1. A mechanical element (1) forming part of a combustion chamber of a diesel engine,of a type comprising at least one sliding surface (2,2a) coated with a wear-protection layer (4) which can be worn away during a running-in period, characterised by the fact that the said wear layer (4) is constituted by a nitride based heat diffusion layer containing a percentage by weight of nitrogen lying between about 4% and 12%.

2. An element (1) according to Claim 1, characterised by the fact that the said heat diffusion layer is based on iron nitrides of chemical formula Fe N x where x is a number greater than or equal to two and less than four.

3. An element (1) according to Claim 1 or Claim 2, characterised by the fact that immediately beneath the said wear-protection layer (4) the said surface (2,2a) is coated with an anti-wear layer (6) of single phase nitride of thickness lying between two and fifteen microns, and a hardness greater than that of the material with which the said element is made.

4. An element (1) according to Claim 3, characterised by the fact that the said anti-wear layer (6) is constituted predominantly by iron nitride of formula Fe₄N.

5. An element (1) according to any preceding Claim, characterised by the fact that the said wear-protection layer (4) has a hardness substantially equal to or greater than that of the material of which the said element (1) is made.

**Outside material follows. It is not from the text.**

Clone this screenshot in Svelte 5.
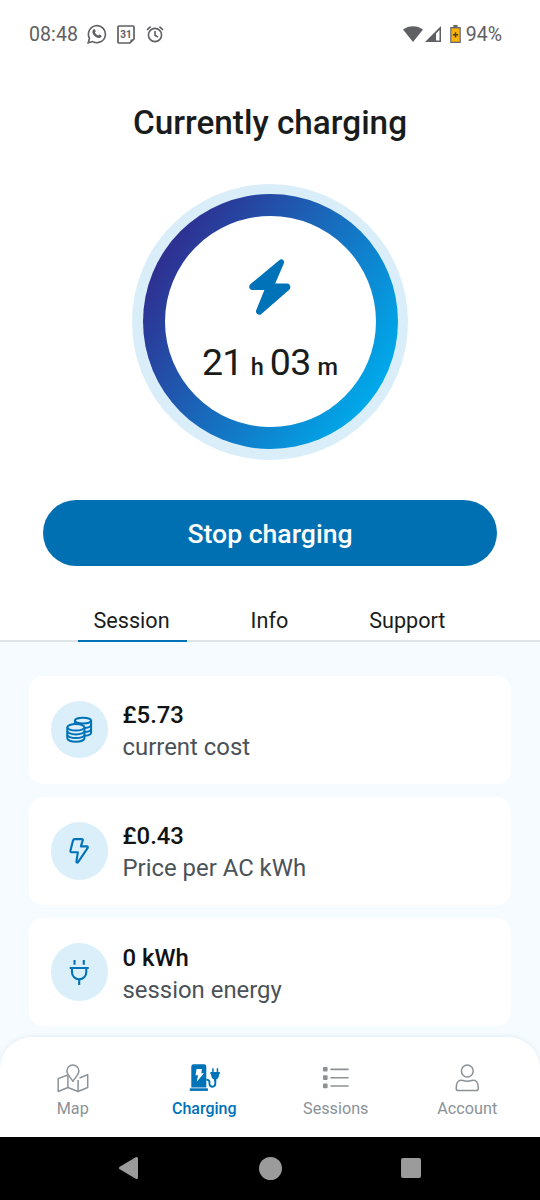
<script lang="ts">
  type IconName = "coins" | "bolt" | "plug" | "map" | "station" | "list" | "user";

  const tabs = ["Session", "Info", "Support"];
  let activeTab = $state("Session");

  const stats: { icon: IconName; value: string; label: string }[] = [
    { icon: "coins", value: "£5.73", label: "current cost" },
    { icon: "bolt", value: "£0.43", label: "Price per AC kWh" },
    { icon: "plug", value: "0 kWh", label: "session energy" },
  ];

  const navItems: { icon: IconName; label: string }[] = [
    { icon: "map", label: "Map" },
    { icon: "station", label: "Charging" },
    { icon: "list", label: "Sessions" },
    { icon: "user", label: "Account" },
  ];
  let activeNav = $state("Charging");
</script>

{#snippet icon(name: IconName)}
  <svg class="icon" viewBox="0 0 32 32" width="32" height="32">
    {#if name === "coins"}
      <g fill="none" stroke="currentColor" stroke-width="2">
        <ellipse cx="20" cy="6.600" rx="8.100" ry="2.900" />
        <path d="M11.900 6.600v3.400M28.100 6.600v12.200c0 1.500-2.400 2.600-6 3" />
        <path d="M28.100 10.800c0 1.600-2.500 2.900-6.500 3.200M28.100 14.900c0 1.600-2.500 2.800-6 3.100" />
        <ellipse cx="12.900" cy="13.300" rx="8.600" ry="3.300" />
        <path d="M4.300 13.300v11c0 1.900 3.800 3.400 8.600 3.400s8.600-1.500 8.600-3.400v-11" />
        <path d="M4.300 17c0 1.900 3.800 3.400 8.600 3.400s8.600-1.500 8.600-3.400" />
        <path d="M4.300 20.700c0 1.900 3.800 3.400 8.600 3.400s8.600-1.500 8.600-3.400" />
      </g>
    {:else if name === "bolt"}
      <path
        d="M11.800 4.100h7.200a.8.8 0 0 1 .8 1l-1.900 6.300h5.900c.9 0 1.300.8.900 1.500l-9.600 14.200c-.6.900-1.800.4-1.700-.6l1.500-9.300H8.600a1.200 1.200 0 0 1-1.200-1.400l2.600-10.200c.2-1 .8-1.500 1.800-1.500Z"
        fill="none"
        stroke="currentColor"
        stroke-width="2.100"
        stroke-linejoin="round"
      />
    {:else if name === "plug"}
      <path
        d="M11.500 4v4.800M20.800 4v4.800M6.700 12h19M9 12v4.200a7.150 7.150 0 0 0 14.300 0V12M16.200 23.300v5.700"
        fill="none"
        stroke="currentColor"
        stroke-width="2.100"
      />
    {:else if name === "map"}
      <g fill="none" stroke="currentColor" stroke-width="1.500" stroke-linejoin="round">
        <path d="M10.600 12 1.200 15.600v12.900l9.700-4 10.200 4 9.600-4V11.600L22.500 15" />
        <path d="M10.900 13v11.500M21.100 17v11.500" />
        <path d="M15.900 18.300c-2.700-4-6-7-6-10.300a6 6 0 0 1 12 0c0 3.300-3.300 6.300-6 10.300Z" />
      </g>
    {:else if name === "station"}
      <g fill="currentColor">
        <path d="M5.500 1.200h10.600a2.200 2.200 0 0 1 2.200 2.200v21H3.300v-21a2.200 2.200 0 0 1 2.200-2.200Z" />
        <path d="M1.800 25.300h18.100v2.600H1.800z" />
        <path d="M24.200 5.300h1.500v3.800h3V5.300h1.500v3.800h1.600v2h-.7c0 3-.9 4.700-2.900 5.300v2h-2.200v-2c-2-.6-2.900-2.300-2.900-5.300h-.7v-2h1.800Z" />
      </g>
      <path
        d="M18.300 16.600c2.300 0 3.200.9 3.200 2.700v1.500c0 4 5.800 4 5.800-.2v-3"
        fill="none"
        stroke="currentColor"
        stroke-width="1.900"
      />
      <path d="M8.600 6h5.300l-.6 4.200h2.600L8.800 18.700l1.300-6.400H7.500Z" fill="#fff" />
    {:else if name === "list"}
      <g fill="currentColor">
        <rect x="3" y="4" width="4.600" height="4.600" rx=".8" />
        <rect x="3" y="12.300" width="4.600" height="4.600" rx=".8" />
        <rect x="3" y="20.600" width="4.600" height="4.600" rx=".8" />
        <path d="M10.400 5.600h18.200v1.600H10.400zM10.400 13.900h18.200v1.600H10.400zM10.400 22.200h18.200v1.600H10.400z" />
      </g>
    {:else if name === "user"}
      <g fill="none" stroke="currentColor" stroke-width="1.500">
        <circle cx="16.300" cy="8" r="5.900" />
        <path d="M7.200 27.600h18.100a1.900 1.900 0 0 0 1.900-1.900v-2.200c0-5-3.200-7-6.500-6-3 .9-5.800.9-8.800 0-3.200-1-6.600 1-6.600 6v2.200a1.900 1.900 0 0 0 1.900 1.900Z" />
      </g>
    {/if}
  </svg>
{/snippet}

<div class="phone">
  <header class="status-bar">
    <span class="clock">08:48</span>
    <svg class="whatsapp" width="20" height="20" viewBox="0 0 20 20">
      <path
        d="M1.200 18.800 2.500 14.300A8.500 8.500 0 1 1 5.800 17.600Z"
        fill="none"
        stroke="currentColor"
        stroke-width="1.600"
      />
      <path
        d="M6.700 5.300c.5-.4 1-.3 1.300.3l.7 1.600c.1.500-.5 1-.8 1.400.7 1.400 1.800 2.400 3.300 3 .5-.4.900-1.200 1.400-1.100l1.700.9c.5.300.3 1-.1 1.500-2 2.200-5.300.5-7.100-1.400C5.300 9.600 4.600 6.900 6.700 5.300Z"
        fill="currentColor"
      />
    </svg>
    <svg class="calendar" width="18" height="19" viewBox="0 0 18 19">
      <path
        d="M2 1h14a1 1 0 0 1 1 1v11.800L12.800 18H2a1 1 0 0 1-1-1V2a1 1 0 0 1 1-1Z"
        fill="none"
        stroke="currentColor"
        stroke-width="1.700"
      />
      <path d="M13.500 18v-3.500H17Z" fill="currentColor" />
      <text x="8.900" y="12.800" text-anchor="middle" fill="currentColor">31</text>
    </svg>
    <svg class="alarm" width="18" height="18" viewBox="0 0 18 18">
      <g fill="none" stroke="currentColor" stroke-width="1.600">
        <circle cx="9" cy="10" r="6.600" />
        <path d="M9 6v4.300l2.800 1.700M1 4.800 4.600 1.700M17 4.800l-3.600-3.100" />
      </g>
    </svg>
    <div class="signals">
      <svg width="20" height="16" viewBox="0 0 20 16">
        <path d="M0 3.600C5.500-1 14.500-1 20 3.600L10 16Z" fill="currentColor" />
      </svg>
      <svg class="cell" width="16" height="16" viewBox="0 0 16 16">
        <path d="M16 0v16H0ZM14.500 4 11 7.500v7h3.500Z" fill="currentColor" fill-rule="evenodd" />
      </svg>
      <svg class="battery" width="11" height="18" viewBox="0 0 10 17">
        <path d="M3 0h4v2h3v15H0V2h3Z" fill="#66676b" />
        <path d="M1.100 3.200h7.800v12.600H1.100z" fill="#f9b208" />
        <path d="M5 6.800v5M2.500 9.300h5" stroke="#4d4020" stroke-width="1.400" />
      </svg>
      <span class="percent">94%</span>
    </div>
  </header>

  <h1>Currently charging</h1>

  <div class="dial">
    <div class="ring">
      <div class="face">
        <svg width="42" height="56" viewBox="0 0 42 56">
          <path
            d="M30.200 1.200 1.300 25.200C-.9 27.200.3 30.900 3.400 30.900H15.400L7.300 51.100C5.900 54.600 9.600 57.300 12.400 55L40.200 30.800C42.500 28.700 41.200 24.500 38.100 24.500H26.200L34.600 5C36.200 1.300 33-1.100 30.200 1.200Z"
            fill="#0072b8"
          />
        </svg>
        <div class="time">
          <span class="digits">21</span>
          <span class="unit">h</span>
          <span class="digits">03</span>
          <span class="unit">m</span>
        </div>
      </div>
    </div>
  </div>

  <button class="stop">Stop charging</button>

  <div class="tabs">
    {#each tabs as tab}
      <button class="tab" class:active={tab === activeTab} onclick={() => (activeTab = tab)}>
        {tab}
      </button>
    {/each}
  </div>

  <main>
    <div class="cards">
      {#each stats as stat}
        <div class="card">
          <div class="badge">{@render icon(stat.icon)}</div>
          <div class="text">
            <div class="value">{stat.value}</div>
            <div class="label">{stat.label}</div>
          </div>
        </div>
      {/each}
    </div>

    <nav>
      {#each navItems as item}
        <button
          class="nav-item"
          class:active={item.label === activeNav}
          onclick={() => (activeNav = item.label)}
        >
          {@render icon(item.icon)}
          <span>{item.label}</span>
        </button>
      {/each}
    </nav>
  </main>

  <footer class="system-bar">
    <svg width="21" height="24" viewBox="0 0 21 24">
      <path d="M18.500 2.500v19L2.500 12Z" fill="#9b9b9b" stroke="#9b9b9b" stroke-width="3" stroke-linejoin="round" />
    </svg>
    <div class="home"></div>
    <div class="recents"></div>
  </footer>
</div>

<style>
  :global(body) {
    margin: 0;
    background: #fff;
  }
  .phone {
    display: flex;
    flex-direction: column;
    width: 540px;
    height: 1200px;
    overflow: hidden;
    background: #fff;
    color: #1a1c1c;
    font-family: Roboto, "Noto Sans", sans-serif;
  }
  button {
    padding: 0;
    border: 0;
    background: none;
    color: inherit;
    font: inherit;
  }
  svg {
    display: block;
    flex: none;
  }

  .status-bar {
    display: flex;
    align-items: center;
    box-sizing: border-box;
    height: 68px;
    padding: 0 38px 0 29px;
    color: #5f6063;
    font-size: 19.500px;
  }
  .clock {
    letter-spacing: 0.1px;
  }
  .whatsapp {
    margin-left: 8.500px;
  }
  .calendar {
    margin-left: 10px;
    font-size: 10px;
    font-weight: 700;
  }
  .alarm {
    margin-left: 11px;
  }
  .signals {
    display: flex;
    align-items: center;
    margin-left: auto;
  }
  .cell {
    margin-left: 2px;
  }
  .battery {
    margin: 0 5px 0 9px;
  }

  h1 {
    margin: 34px 0 0;
    font-size: 33.300px;
    font-weight: 500;
    line-height: 41px;
    text-align: center;
  }

  .dial {
    display: flex;
    align-items: center;
    justify-content: center;
    align-self: center;
    width: 276px;
    height: 276px;
    margin-top: 40.500px;
    border-radius: 50%;
    background: #daeefa;
  }
  .ring {
    display: flex;
    align-items: center;
    justify-content: center;
    width: 255px;
    height: 255px;
    border-radius: 50%;
    background: linear-gradient(122deg, #2e3192 15%, #00a9ea 86%);
  }
  .face {
    display: flex;
    flex-direction: column;
    align-items: center;
    box-sizing: border-box;
    width: 211px;
    height: 211px;
    padding-top: 43px;
    border-radius: 50%;
    background: #fff;
  }
  .time {
    display: flex;
    align-items: baseline;
    margin-top: 25px;
    line-height: 44px;
  }
  .digits {
    font-size: 37.500px;
    letter-spacing: -0.7px;
  }
  .unit {
    margin: 0 6px 0 8px;
    font-size: 23.500px;
    font-weight: 500;
  }
  .unit:last-child {
    margin: 0 0 0 7px;
  }

  .stop {
    height: 66px;
    margin: 40.500px 43px 0;
    border-radius: 33px;
    background: #0070b3;
    color: #fff;
    font-size: 26.600px;
    font-weight: 500;
  }

  .tabs {
    display: flex;
    justify-content: center;
    gap: 48px;
    height: 73.500px;
    border-bottom: 2px solid #dfe4e8;
  }
  .tab {
    height: 44px;
    margin-top: 32px;
    padding: 2px 17px 0 16px;
    border-bottom: 2px solid transparent;
    font-size: 21.600px;
    line-height: 42px;
  }
  .tab.active {
    border-color: #0072b8;
  }

  main {
    display: flex;
    flex: 1;
    flex-direction: column;
    justify-content: space-between;
    background: #f5fbfe;
  }
  .cards {
    display: flex;
    flex-direction: column;
    gap: 13px;
    padding: 34px 29px 0;
  }
  .card {
    display: flex;
    align-items: center;
    gap: 14.500px;
    height: 108.300px;
    padding-left: 21.500px;
    border-radius: 14px;
    background: #fff;
  }
  .badge {
    display: flex;
    align-items: center;
    justify-content: center;
    width: 57.500px;
    height: 57.500px;
    border-radius: 50%;
    background: #daeffa;
    color: #0072b8;
  }
  .text {
    padding-top: 4px;
  }
  .value {
    color: #111314;
    font-size: 23.900px;
    font-weight: 500;
    line-height: 32px;
  }
  .label {
    color: #4b5258;
    font-size: 23.900px;
    line-height: 33px;
  }

  nav {
    display: flex;
    box-sizing: border-box;
    height: 100px;
    padding: 26px 7px 0;
    border-radius: 32px 32px 0 0;
    background: #fff;
    box-shadow: 0 0 5px rgba(60, 90, 110, 0.1);
  }
  .nav-item {
    display: flex;
    flex: 1;
    flex-direction: column;
    align-items: center;
    gap: 4px;
    color: #8a9298;
    font-size: 16.200px;
    line-height: 20px;
  }
  .nav-item.active {
    color: #0072b8;
    font-size: 16px;
    font-weight: 500;
  }

  .system-bar {
    display: flex;
    align-items: center;
    justify-content: space-between;
    box-sizing: border-box;
    height: 63px;
    padding: 0 119px 1px 118px;
    background: #000;
  }
  .home {
    width: 23px;
    height: 23px;
    border-radius: 50%;
    background: #9b9b9b;
  }
  .recents {
    width: 20px;
    height: 20px;
    border-radius: 2px;
    background: #9b9b9b;
  }
</style>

6. An element (1) according to any preceding Claim, characterised by the fact that beneath the said wear-protection layer (4) the said surface (2) is coated with a plasma sprayed layer (3) of a metallic or metal-ceramic alloy.

7. An element (1) according to any preceding Claim, characterised by the fact that the said wear-protection layer (4) is obtained by means of a gaseous nitriding process at a temperature equal to or less than 500°C.

8. An element (1) according to any preceding Claim, characterised by the fact that it comprises a piston ring for a high speed diesel engine.

9. A process for forming a wear-protection layer (4) over a sliding surface (2,2a) of an element (1) constituting a component of the combustion chamber of a diesel engine, which can be worn away during the running-in period of the engine, characterised by the fact that it comprises a gaseous nitriding phase of the said surface (2,2a) performed with amomnia at a temperature less than 500°C in conditions such as to obtain on the said surface (2,2a) the formation of a nitride layer substantially of e type.

10. A process according to Claim 9, characterised by the fact that the said nitriding phase is performed at an absolute pressure lying between one and ten Torr and by applying a potential difference between the said element (1), held at cathodic potential, and a wall of a nitriding oven within which the said nitriding phase is performed, maintained at anodic potential equal to or greater than about 350 volts.